The Sun and Her Flowers, Rupi Kaur

2.5 stars

First Sentence: bees came for honey

Thoughts:

Just because
you can
break
a sentence into

fragments
does not mean
you wrote

a poem.

There are rules.
Learn them.
Follow them.
Then break them.

Sonnets are more impressive
than this.

However, if you read each of the five sections of this book as an avant-garde short story rather than a collection of “poems,” it almost works. The best of the five were the “Falling” section about rape and recovery, and “Blooming” about accepting oneself as one is. “Wilting” is a decent Hallmark Channel-style breakup story, although I personally thought the narrator was way too into the guy. And in “Rising” she gets a new boyfriend and promptly gets way too into him.

But then I have no romance in my soul. Rooted it out years ago and salted the earth it grew in.

And while we’re on the topic of roots, the central chapter, “Rooting,” is just awful. It’s supposed to be about the power of immigrant women and transmitting that power to their children. However it’s a flimsy bit of tissue paper covered with meaningless platitudes that you can tell the author has heard but doesn’t really understand.

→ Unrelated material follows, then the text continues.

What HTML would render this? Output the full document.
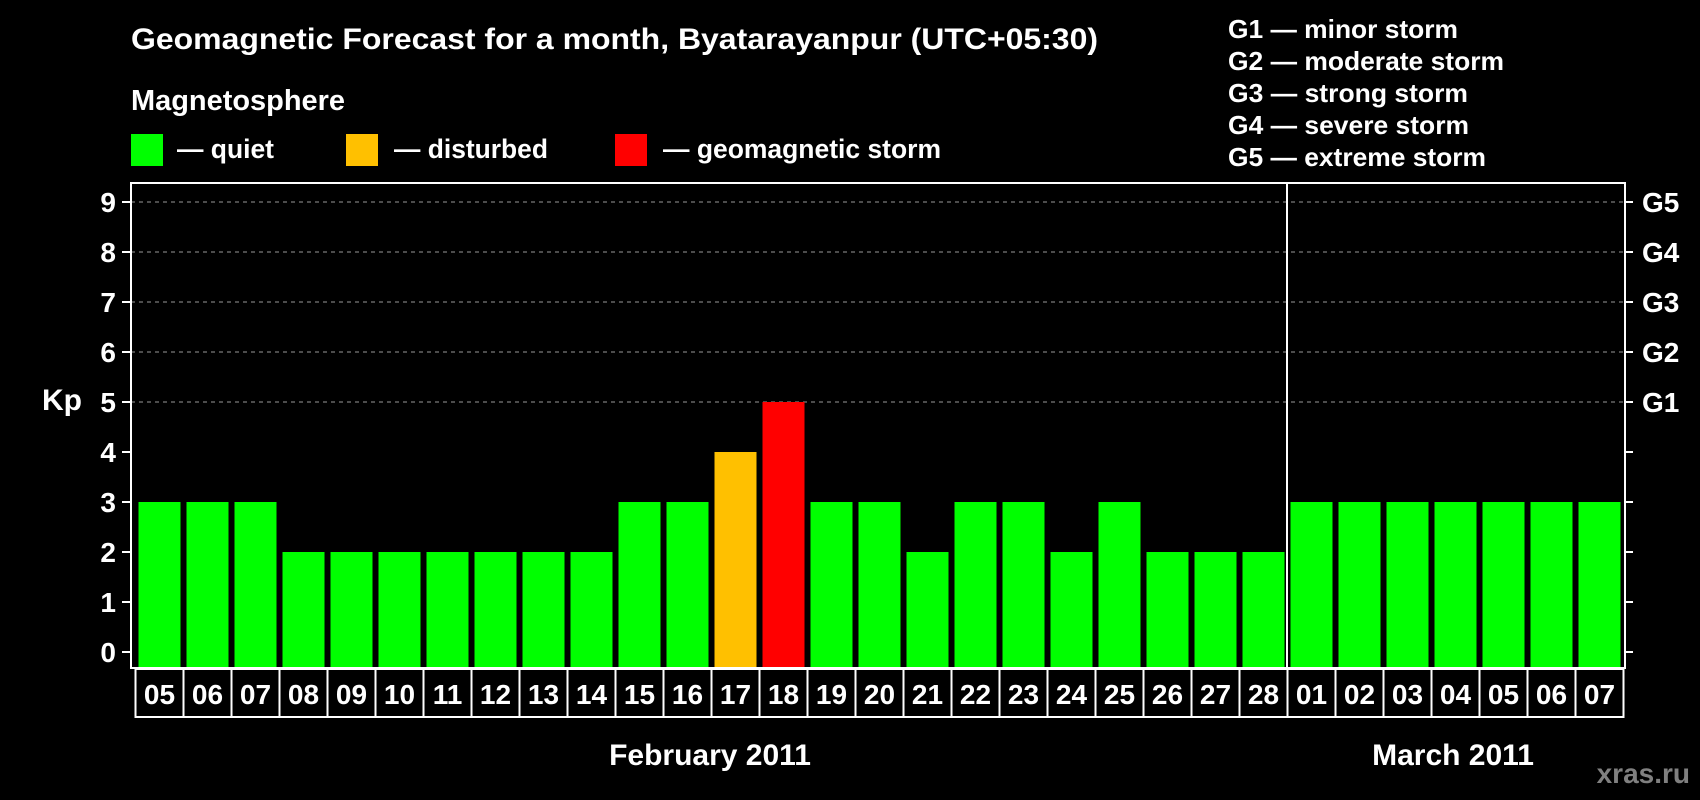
<!DOCTYPE html>
<html><head><meta charset="utf-8"><style>
html,body{margin:0;padding:0;background:#000;width:1700px;height:800px;overflow:hidden}
svg{display:block}
text{font-family:"Liberation Sans",Arial,sans-serif;font-weight:bold;fill:#fff}
</style></head><body>
<svg width="1700" height="800" viewBox="0 0 1700 800" xmlns="http://www.w3.org/2000/svg">
<rect width="1700" height="800" fill="#000"/>
<text x="131" y="49" font-size="30" textLength="967" lengthAdjust="spacingAndGlyphs">Geomagnetic Forecast for a month, Byatarayanpur (UTC+05:30)</text>
<text x="131" y="110" font-size="29" textLength="214" lengthAdjust="spacingAndGlyphs">Magnetosphere</text>
<rect x="131" y="134" width="32" height="32" fill="#00ff00"/>
<text x="177" y="158" font-size="27" textLength="97" lengthAdjust="spacingAndGlyphs">— quiet</text>
<rect x="346" y="134" width="32" height="32" fill="#ffc000"/>
<text x="394" y="158" font-size="27" textLength="154" lengthAdjust="spacingAndGlyphs">— disturbed</text>
<rect x="615" y="134" width="32" height="32" fill="#ff0000"/>
<text x="663" y="158" font-size="27" textLength="278" lengthAdjust="spacingAndGlyphs">— geomagnetic storm</text>
<g font-size="26">
<text x="1228" y="38" textLength="230" lengthAdjust="spacingAndGlyphs">G1 — minor storm</text>
<text x="1228" y="70" textLength="276" lengthAdjust="spacingAndGlyphs">G2 — moderate storm</text>
<text x="1228" y="102" textLength="240" lengthAdjust="spacingAndGlyphs">G3 — strong storm</text>
<text x="1228" y="134" textLength="241" lengthAdjust="spacingAndGlyphs">G4 — severe storm</text>
<text x="1228" y="166" textLength="258" lengthAdjust="spacingAndGlyphs">G5 — extreme storm</text>
</g>
<g stroke="#999" stroke-width="1" stroke-dasharray="4,4">
<line x1="131" x2="1625" y1="202" y2="202"/>
<line x1="131" x2="1625" y1="252" y2="252"/>
<line x1="131" x2="1625" y1="302" y2="302"/>
<line x1="131" x2="1625" y1="352" y2="352"/>
<line x1="131" x2="1625" y1="402" y2="402"/>
</g>
<g id="bars"></g>
<rect x="131" y="183" width="1494" height="485" fill="none" stroke="#fff" stroke-width="2"/>
<line x1="1287" x2="1287" y1="183" y2="668" stroke="#fff" stroke-width="2"/>
<g stroke="#fff" stroke-width="2">
<line x1="122" x2="131" y1="202" y2="202"/><line x1="122" x2="131" y1="252" y2="252"/>
<line x1="122" x2="131" y1="302" y2="302"/><line x1="122" x2="131" y1="352" y2="352"/>
<line x1="122" x2="131" y1="402" y2="402"/><line x1="122" x2="131" y1="452" y2="452"/>
<line x1="122" x2="131" y1="502" y2="502"/><line x1="122" x2="131" y1="552" y2="552"/>
<line x1="122" x2="131" y1="602" y2="602"/><line x1="122" x2="131" y1="652" y2="652"/>
<line x1="1625" x2="1633" y1="202" y2="202"/><line x1="1625" x2="1633" y1="252" y2="252"/>
<line x1="1625" x2="1633" y1="302" y2="302"/><line x1="1625" x2="1633" y1="352" y2="352"/>
<line x1="1625" x2="1633" y1="402" y2="402"/><line x1="1625" x2="1633" y1="452" y2="452"/>
<line x1="1625" x2="1633" y1="502" y2="502"/><line x1="1625" x2="1633" y1="552" y2="552"/>
<line x1="1625" x2="1633" y1="602" y2="602"/><line x1="1625" x2="1633" y1="652" y2="652"/>
</g>
<g font-size="28" text-anchor="end">
<text x="116" y="212">9</text><text x="116" y="262">8</text><text x="116" y="312">7</text>
<text x="116" y="362">6</text><text x="116" y="412">5</text><text x="116" y="462">4</text>
<text x="116" y="512">3</text><text x="116" y="562">2</text><text x="116" y="612">1</text>
<text x="116" y="662">0</text>
</g>
<text x="42" y="410" font-size="30">Kp</text>
<g font-size="28">
<text x="1642" y="212">G5</text><text x="1642" y="262">G4</text><text x="1642" y="312">G3</text>
<text x="1642" y="362">G2</text><text x="1642" y="412">G1</text>
</g>
<g id="labels"></g>
<text x="710" y="765" font-size="30" text-anchor="middle">February 2011</text>
<text x="1453" y="765" font-size="30" text-anchor="middle">March 2011</text>
<text x="1690" y="783" font-size="28" text-anchor="end" style="fill:#808080">xras.ru</text>
<script>
(function(){
var d=["05","06","07","08","09","10","11","12","13","14","15","16","17","18","19","20","21","22","23","24","25","26","27","28","01","02","03","04","05","06","07"];
var v=[3,3,3,2,2,2,2,2,2,2,3,3,4,5,3,3,2,3,3,2,3,2,2,2,3,3,3,3,3,3,3];
var ns="http://www.w3.org/2000/svg",b=document.getElementById("bars"),l=document.getElementById("labels");
for(var i=0;i<31;i++){
 var x=135.5+48*i;
 var r=document.createElementNS(ns,"rect");
 var top=652-50*v[i];
 r.setAttribute("x",x+3);r.setAttribute("width",42);r.setAttribute("y",top);r.setAttribute("height",668-top);
 r.setAttribute("fill",v[i]==4?"#ffc000":v[i]>=5?"#ff0000":"#00ff00");
 b.appendChild(r);
 var c=document.createElementNS(ns,"rect");
 c.setAttribute("x",x);c.setAttribute("y",669);c.setAttribute("width",48);c.setAttribute("height",48);
 c.setAttribute("fill","none");c.setAttribute("stroke","#fff");c.setAttribute("stroke-width","2");
 l.appendChild(c);
 var t=document.createElementNS(ns,"text");
 t.setAttribute("x",x+24);t.setAttribute("y",704);t.setAttribute("font-size","28");t.setAttribute("text-anchor","middle");
 t.textContent=d[i];l.appendChild(t);
}
})();
</script>
</svg>
</body></html>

There’s way too much “I never asked my mother about this but….” Why don’t you ask her? And if you have, why don’t you listen? And if you don’t answer why don’t you open your eyes and observe? For a chapter about her mother, it felt like it was too much about the author/narrator.

I want to be nice, though. Kaur has potential. The way she illustrated the “poems” was just wonderful and maybe if she really works at her craft and gains some more life experience* she’ll reach that potential.

*This book was written and published when she was barely in her twenties. I thought I knew it all when I was that age, too. Life quickly taught me otherwise, as it does to all of us.